* [TASK TO CARRY OUT]
Write out all the lines again, precisely as they stand, but without the images.
◇ ◇ ◇
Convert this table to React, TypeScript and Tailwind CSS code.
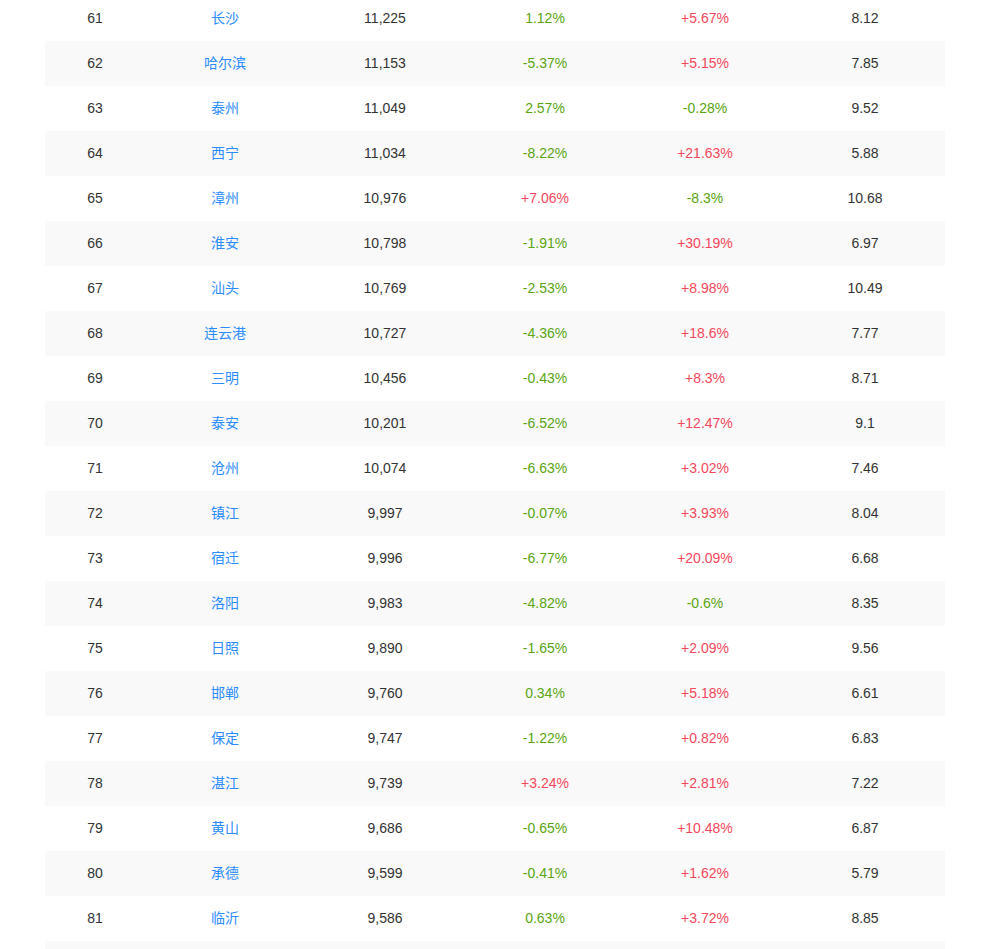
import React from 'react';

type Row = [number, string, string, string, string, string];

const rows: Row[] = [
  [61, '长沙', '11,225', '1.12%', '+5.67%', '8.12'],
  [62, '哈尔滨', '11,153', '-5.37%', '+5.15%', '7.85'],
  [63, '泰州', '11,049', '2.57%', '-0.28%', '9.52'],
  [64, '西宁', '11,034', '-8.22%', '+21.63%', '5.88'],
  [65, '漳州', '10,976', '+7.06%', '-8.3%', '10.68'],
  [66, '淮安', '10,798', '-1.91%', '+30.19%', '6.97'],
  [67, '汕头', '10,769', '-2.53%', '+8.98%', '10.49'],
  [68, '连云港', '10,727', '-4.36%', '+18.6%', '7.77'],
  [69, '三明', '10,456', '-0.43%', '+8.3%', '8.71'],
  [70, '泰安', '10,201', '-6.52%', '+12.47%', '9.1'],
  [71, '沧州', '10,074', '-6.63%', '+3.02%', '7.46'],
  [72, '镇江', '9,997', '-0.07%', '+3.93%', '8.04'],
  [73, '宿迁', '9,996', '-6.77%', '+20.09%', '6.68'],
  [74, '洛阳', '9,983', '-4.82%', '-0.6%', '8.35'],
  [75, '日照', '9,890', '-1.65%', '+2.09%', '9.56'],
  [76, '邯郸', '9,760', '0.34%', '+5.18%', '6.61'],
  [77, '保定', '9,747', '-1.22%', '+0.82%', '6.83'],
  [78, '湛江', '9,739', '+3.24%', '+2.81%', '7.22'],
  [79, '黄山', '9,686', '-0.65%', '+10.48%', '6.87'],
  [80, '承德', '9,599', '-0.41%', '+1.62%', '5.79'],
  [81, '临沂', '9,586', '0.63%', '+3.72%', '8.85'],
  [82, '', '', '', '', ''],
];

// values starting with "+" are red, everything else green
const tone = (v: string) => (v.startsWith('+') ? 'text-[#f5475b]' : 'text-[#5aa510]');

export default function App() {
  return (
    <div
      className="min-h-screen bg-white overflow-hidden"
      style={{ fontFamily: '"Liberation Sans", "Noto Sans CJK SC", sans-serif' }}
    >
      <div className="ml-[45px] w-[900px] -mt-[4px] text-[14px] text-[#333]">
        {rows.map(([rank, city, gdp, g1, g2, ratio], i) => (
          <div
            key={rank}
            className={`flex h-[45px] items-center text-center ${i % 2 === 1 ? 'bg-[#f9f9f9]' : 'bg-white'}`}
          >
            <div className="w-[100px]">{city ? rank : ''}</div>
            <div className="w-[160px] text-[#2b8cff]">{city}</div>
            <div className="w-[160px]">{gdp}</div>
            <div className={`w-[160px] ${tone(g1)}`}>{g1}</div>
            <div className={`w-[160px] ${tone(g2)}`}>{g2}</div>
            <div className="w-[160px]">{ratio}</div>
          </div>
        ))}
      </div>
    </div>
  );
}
◇ ◇ ◇
* [RIGHT ANSWER]
Convert this table to React, TypeScript and Tailwind CSS code.
import React from 'react';

type Row = [number, string, string, string, string, string];

const rows: Row[] = [
  [61, '长沙', '11,225', '1.12%', '+5.67%', '8.12'],
  [62, '哈尔滨', '11,153', '-5.37%', '+5.15%', '7.85'],
  [63, '泰州', '11,049', '2.57%', '-0.28%', '9.52'],
  [64, '西宁', '11,034', '-8.22%', '+21.63%', '5.88'],
  [65, '漳州', '10,976', '+7.06%', '-8.3%', '10.68'],
  [66, '淮安', '10,798', '-1.91%', '+30.19%', '6.97'],
  [67, '汕头', '10,769', '-2.53%', '+8.98%', '10.49'],
  [68, '连云港', '10,727', '-4.36%', '+18.6%', '7.77'],
  [69, '三明', '10,456', '-0.43%', '+8.3%', '8.71'],
  [70, '泰安', '10,201', '-6.52%', '+12.47%', '9.1'],
  [71, '沧州', '10,074', '-6.63%', '+3.02%', '7.46'],
  [72, '镇江', '9,997', '-0.07%', '+3.93%', '8.04'],
  [73, '宿迁', '9,996', '-6.77%', '+20.09%', '6.68'],
  [74, '洛阳', '9,983', '-4.82%', '-0.6%', '8.35'],
  [75, '日照', '9,890', '-1.65%', '+2.09%', '9.56'],
  [76, '邯郸', '9,760', '0.34%', '+5.18%', '6.61'],
  [77, '保定', '9,747', '-1.22%', '+0.82%', '6.83'],
  [78, '湛江', '9,739', '+3.24%', '+2.81%', '7.22'],
  [79, '黄山', '9,686', '-0.65%', '+10.48%', '6.87'],
  [80, '承德', '9,599', '-0.41%', '+1.62%', '5.79'],
  [81, '临沂', '9,586', '0.63%', '+3.72%', '8.85'],
  [82, '', '', '', '', ''],
];

// values starting with "+" are red, everything else green
const tone = (v: string) => (v.startsWith('+') ? 'text-[#f5475b]' : 'text-[#5aa510]');

export default function App() {
  return (
    <div
      className="min-h-screen bg-white overflow-hidden"
      style={{ fontFamily: '"Liberation Sans", "Noto Sans CJK SC", sans-serif' }}
    >
      <div className="ml-[45px] w-[900px] -mt-[4px] text-[14px] text-[#333]">
        {rows.map(([rank, city, gdp, g1, g2, ratio], i) => (
          <div
            key={rank}
            className={`flex h-[45px] items-center text-center ${i % 2 === 1 ? 'bg-[#f9f9f9]' : 'bg-white'}`}
          >
            <div className="w-[100px]">{city ? rank : ''}</div>
            <div className="w-[160px] text-[#2b8cff]">{city}</div>
            <div className="w-[160px]">{gdp}</div>
            <div className={`w-[160px] ${tone(g1)}`}>{g1}</div>
            <div className={`w-[160px] ${tone(g2)}`}>{g2}</div>
            <div className="w-[160px]">{ratio}</div>
          </div>
        ))}
      </div>
    </div>
  );
}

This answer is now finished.